È passato un anno da quando Gaetano Di Vaio ha perso la sua battaglia più importante, quella che lo aveva tenuto in bilico tra la vita e la morte per una settimana, dopo un incidente in scooter. Il tempo, pur scorrendo inesorabile, non è riuscito a colmare il vuoto che ha lasciato nel cuore di chi lo ha conosciuto e nel mondo dell’arte e dell’impegno civile.

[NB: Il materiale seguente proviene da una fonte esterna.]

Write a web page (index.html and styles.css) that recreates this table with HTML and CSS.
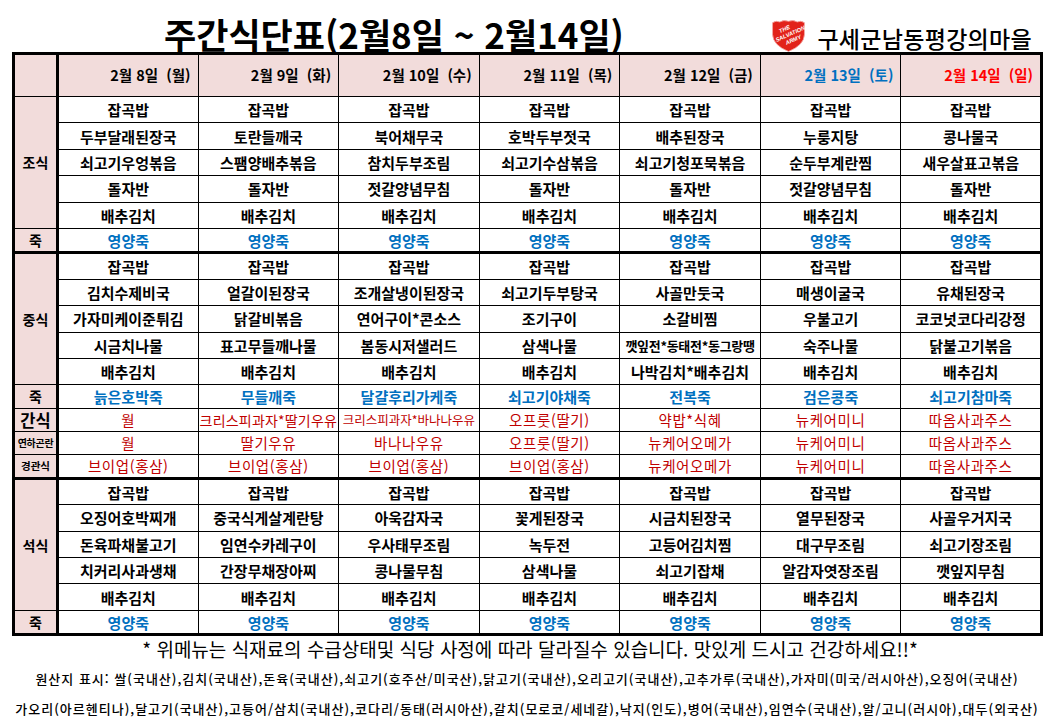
FILE: index.html
```html
<!DOCTYPE html>
<html lang="ko">
<head>
<meta charset="utf-8">
<title>주간식단표</title>
<link rel="stylesheet" href="styles.css">
</head>
<body>
<div class="page">
  <header class="top">
    <h1 class="title">주간식단표(2월8일 ~ 2월14일)</h1>
    <div class="org">
      <svg class="logo" viewBox="0 0 34 32" width="35" height="33" aria-label="The Salvation Army">
        <path d="M1.5 3.5 Q5 1.2 8.5 2.8 Q12.5 0.5 17 2.2 Q21.5 0.5 25.5 2.8 Q29 1.2 32.5 3.5 L32.5 15 Q32 25.5 17 31.5 Q2 25.5 1.5 15 Z" fill="#e2231a" stroke="#f4a9a5" stroke-width="0.8"/>
        <g fill="#fff" font-family="Liberation Sans, sans-serif" font-weight="700" font-style="italic" transform="rotate(-24 17 15)">
          <text x="10" y="10.5" font-size="5.5">THE</text>
          <text x="3.5" y="17" font-size="5.5">SALVATION</text>
          <text x="11" y="23.5" font-size="5.5">ARMY</text>
        </g>
      </svg>
      <span class="org-name">구세군남동평강의마을</span>
    </div>
  </header>

  <table class="menu">
    <colgroup>
      <col class="c-lab">
      <col><col><col><col><col><col><col>
    </colgroup>
    <thead>
      <tr>
        <th class="lab"></th>
        <th>2월 8일&nbsp; (월)</th>
        <th>2월 9일&nbsp; (화)</th>
        <th>2월 10일&nbsp; (수)</th>
        <th>2월 11일&nbsp; (목)</th>
        <th>2월 12일&nbsp; (금)</th>
        <th class="sat">2월 13일&nbsp; (토)</th>
        <th class="sun">2월 14일&nbsp; (일)</th>
      </tr>
    </thead>
    <tbody>
      <tr class="r">
        <td class="lab" rowspan="5">조식</td>
        <td>잡곡밥</td><td>잡곡밥</td><td>잡곡밥</td><td>잡곡밥</td><td>잡곡밥</td><td>잡곡밥</td><td>잡곡밥</td>
      </tr>
      <tr class="r"><td>두부달래된장국</td><td>토란들깨국</td><td>북어채무국</td><td>호박두부젓국</td><td>배추된장국</td><td>누룽지탕</td><td>콩나물국</td></tr>
      <tr class="r"><td>쇠고기우엉볶음</td><td>스팸양배추볶음</td><td>참치두부조림</td><td>쇠고기수삼볶음</td><td>쇠고기청포묵볶음</td><td>순두부계란찜</td><td>새우살표고볶음</td></tr>
      <tr class="r"><td>돌자반</td><td>돌자반</td><td>젓갈양념무침</td><td>돌자반</td><td>돌자반</td><td>젓갈양념무침</td><td>돌자반</td></tr>
      <tr class="r"><td>배추김치</td><td>배추김치</td><td>배추김치</td><td>배추김치</td><td>배추김치</td><td>배추김치</td><td>배추김치</td></tr>
      <tr class="s1 end porridge">
        <td class="lab">죽</td>
        <td>영양죽</td><td>영양죽</td><td>영양죽</td><td>영양죽</td><td>영양죽</td><td>영양죽</td><td>영양죽</td>
      </tr>

      <tr class="r">
        <td class="lab" rowspan="5">중식</td>
        <td>잡곡밥</td><td>잡곡밥</td><td>잡곡밥</td><td>잡곡밥</td><td>잡곡밥</td><td>잡곡밥</td><td>잡곡밥</td>
      </tr>
      <tr class="r"><td>김치수제비국</td><td>얼갈이된장국</td><td>조개살냉이된장국</td><td>쇠고기두부탕국</td><td>사골만둣국</td><td>매생이굴국</td><td>유채된장국</td></tr>
      <tr class="r"><td>가자미케이준튀김</td><td>닭갈비볶음</td><td>연어구이*콘소스</td><td>조기구이</td><td>소갈비찜</td><td>우불고기</td><td>코코넛코다리강정</td></tr>
      <tr class="r"><td>시금치나물</td><td>표고무들깨나물</td><td>봄동시저샐러드</td><td>삼색나물</td><td class="tiny">깻잎전*동태전*동그랑땡</td><td>숙주나물</td><td>닭불고기볶음</td></tr>
      <tr class="r"><td>배추김치</td><td>배추김치</td><td>배추김치</td><td>배추김치</td><td>나박김치*배추김치</td><td>배추김치</td><td>배추김치</td></tr>
      <tr class="s porridge">
        <td class="lab">죽</td>
        <td>늙은호박죽</td><td>무들깨죽</td><td>달걀후리가케죽</td><td>쇠고기야채죽</td><td>전복죽</td><td>검은콩죽</td><td>쇠고기참마죽</td>
      </tr>
      <tr class="s snack">
        <td class="lab lab-big">간식</td>
        <td>월</td><td class="fit">크리스피과자*딸기우유</td><td class="fit2">크리스피과자*바나나우유</td><td>오프룻(딸기)</td><td>약밥*식혜</td><td>뉴케어미니</td><td>따옴사과주스</td>
      </tr>
      <tr class="s snack">
        <td class="lab lab-xs">연하곤란</td>
        <td>월</td><td>딸기우유</td><td>바나나우유</td><td>오프룻(딸기)</td><td>뉴케어오메가</td><td>뉴케어미니</td><td>따옴사과주스</td>
      </tr>
      <tr class="s end snack">
        <td class="lab lab-sm">경관식</td>
        <td>브이업(홍삼)</td><td>브이업(홍삼)</td><td>브이업(홍삼)</td><td>브이업(홍삼)</td><td>뉴케어오메가</td><td>뉴케어미니</td><td>따옴사과주스</td>
      </tr>

      <tr class="r">
        <td class="lab" rowspan="5">석식</td>
        <td>잡곡밥</td><td>잡곡밥</td><td>잡곡밥</td><td>잡곡밥</td><td>잡곡밥</td><td>잡곡밥</td><td>잡곡밥</td>
      </tr>
      <tr class="r"><td>오징어호박찌개</td><td>중국식게살계란탕</td><td>아욱감자국</td><td>꽃게된장국</td><td>시금치된장국</td><td>열무된장국</td><td>사골우거지국</td></tr>
      <tr class="r"><td>돈육파채불고기</td><td>임연수카레구이</td><td>우사태무조림</td><td>녹두전</td><td>고등어김치찜</td><td>대구무조림</td><td>쇠고기장조림</td></tr>
      <tr class="r"><td>치커리사과생채</td><td>간장무채장아찌</td><td>콩나물무침</td><td>삼색나물</td><td>쇠고기잡채</td><td>알감자엿장조림</td><td>깻잎지무침</td></tr>
      <tr class="r"><td>배추김치</td><td>배추김치</td><td>배추김치</td><td>배추김치</td><td>배추김치</td><td>배추김치</td><td>배추김치</td></tr>
      <tr class="s1 porridge">
        <td class="lab">죽</td>
        <td>영양죽</td><td>영양죽</td><td>영양죽</td><td>영양죽</td><td>영양죽</td><td>영양죽</td><td>영양죽</td>
      </tr>
    </tbody>
  </table>

  <p class="notice">* 위메뉴는 식재료의 수급상태및 식당 사정에 따라 달라질수 있습니다. 맛있게 드시고 건강하세요!!*</p>
  <p class="origin o1">원산지 표시: 쌀(국내산),김치(국내산),돈육(국내산),쇠고기(호주산/미국산),닭고기(국내산),오리고기(국내산),고추가루(국내산),가자미(미국/러시아산),오징어(국내산)</p>
  <p class="origin o2">가오리(아르헨티나),달고기(국내산),고등어/삼치(국내산),코다리/동태(러시아산),갈치(모로코/세네갈),낙지(인도),병어(국내산),임연수(국내산),알/고니(러시아),대두(외국산)</p>
</div>
</body>
</html>
```

FILE: styles.css
```css
* { box-sizing: border-box; }

body {
  margin: 0;
  background: #ffffff;
  color: #000000;
  font-family: "Noto Sans CJK KR", "Noto Sans", sans-serif;
}

.page {
  width: 1054px;
}

.top {
  display: flex;
  align-items: flex-end;
  height: 52px;
  padding: 0 22px 0 164px;
}

.title {
  margin: 0 0 1px 0;
  font-size: 35px;
  font-weight: 700;
  line-height: 1;
}

.org {
  margin-left: auto;
  display: flex;
  align-items: flex-end;
  gap: 11px;
}

.logo {
  display: block;
  margin-bottom: 0;
}

.org-name {
  font-size: 23px;
  font-weight: 500;
  line-height: 1;
  letter-spacing: 0.3px;
  margin-bottom: 2px;
}

.menu {
  margin-left: 12px;
  width: 1031px;
  table-layout: fixed;
  border-collapse: collapse;
  border: 3px solid #000;
}

.menu .c-lab { width: 44px; }

.menu th,
.menu td {
  border: 1px solid #000;
  padding: 0;
  text-align: center;
  vertical-align: middle;
  white-space: nowrap;
  overflow: hidden;
  font-size: 15px;
  font-weight: 700;
  line-height: 1;
}

.menu thead th {
  height: 43px;
  background: #f2dcdb;
  text-align: right;
  padding-right: 7px;
  font-size: 14.5px;
}

.menu thead th.lab { padding: 0; }

.menu .sat { color: #0070c0; }
.menu .sun { color: #ff0000; }

.menu .lab {
  background: #f2dcdb;
  border-right: 3px solid #000;
  text-align: center;
  font-size: 14px;
}

.menu tr.r { height: 26.4px; }
.menu tr.s { height: 23.4px; }
.menu tr.s1 { height: 24.4px; }

.menu tr.end td { border-bottom: 3px solid #000; }

.menu tr.porridge td { color: #0070c0; }
.menu tr.porridge td.lab { color: #000; }

.menu tr.snack td {
  color: #c00000;
  font-weight: 400;
  font-size: 14.5px;
  letter-spacing: 0.6px;
}
.menu tr.snack td.lab { color: #000; font-weight: 700; letter-spacing: 0; }
.menu tr.snack td.lab-big { font-size: 16.5px; }
.menu tr.snack td.lab-sm { font-size: 10.5px; }
.menu tr.snack td.lab-xs { font-size: 10px; letter-spacing: -0.3px; }

.menu tr.snack td.fit { font-size: 14px; letter-spacing: 0.2px; }
.menu tr.snack td.fit2 { font-size: 12.5px; letter-spacing: 0; }
.menu td.tiny { font-size: 13px; letter-spacing: -0.3px; }

.notice {
  margin: 3px 0 0 0;
  text-align: center;
  font-size: 19px;
  font-weight: 400;
  line-height: 20px;
  padding-left: 6px;
}

.origin {
  margin: 0;
  font-size: 13px;
  font-weight: 500;
  line-height: 30px;
  text-align: center;
  white-space: nowrap;
  letter-spacing: 1px;
}

.o1 { margin-top: 5px; }
```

Produttore, attore, regista, ma prima di tutto uomo con un passato difficile e una volontà incrollabile di riscatto, Gaetano è stato molto più di un volto del cinema. La sua è stata una voce che parlava dal basso, dalla strada, dalle periferie invisibili. La sua missione era dare una possibilità a chi, come lui, aveva conosciuto il carcere, l’emarginazione, l’abbandono.
Fondatore della casa di produzione Figli del Bronx, ha dato spazio e voce a una generazione di talenti “irregolari”, trasformando storie di dolore in forza narrativa. Con film come Take Five, Gomorra – La Serie e con tanti documentari impegnati sul sociale, ha fatto del cinema un’arma di riscatto e consapevolezza.
Il suo impegno non si è mai fermato alla macchina da presa: Gaetano era presente nelle scuole, nelle carceri minorili, nei centri sociali. Parlava con i ragazzi, raccontava la sua storia, li spingeva a scegliere un’altra strada. Non predicava, mostrava con la sua vita, portando la sua testimonianza tra i giovani che un’alternativa era possibile.
A un anno dalla sua scomparsa, resta la sua lezione: non arrendersi mai al destino scritto da altri. Resta il suo esempio, scolpito nei volti e nei sogni di chi continua a portare avanti i suoi progetti.
Gaetano Di Vaio era luce nei luoghi bui. E quella luce, oggi, rappresenta un’eredità preziosa per questa società così povera di idee ed ideali. Un’eredità della quale fare tesoro, perché certi uomini non se ne vanno davvero. Restano nei sogni che hanno acceso. Seppure non abbia ricevuto dalle istituzioni il doveroso riconoscimento, non solo in occasione dei funerali, ma soprattutto nell’arco dei 12 mesi trascorsi da quel triste giorno, il suo esempio, la sua testimonianza, la traccia vitale che ha lasciato nell’anima identitaria di questa città avrebbe dovuto scuotere le coscienze, avrebbe meritato un tributo, un riconoscimento che, invece, non è pervenuto.
I suoi set non erano solo luoghi di lavoro, ma spazi di trasformazione umana. Chi lo ha conosciuto racconta di un uomo che sapeva ascoltare, che sapeva accogliere e che, pur restando sempre se stesso, aveva imparato a stare ovunque: dal rione al red carpet, dai vicoli ai festival.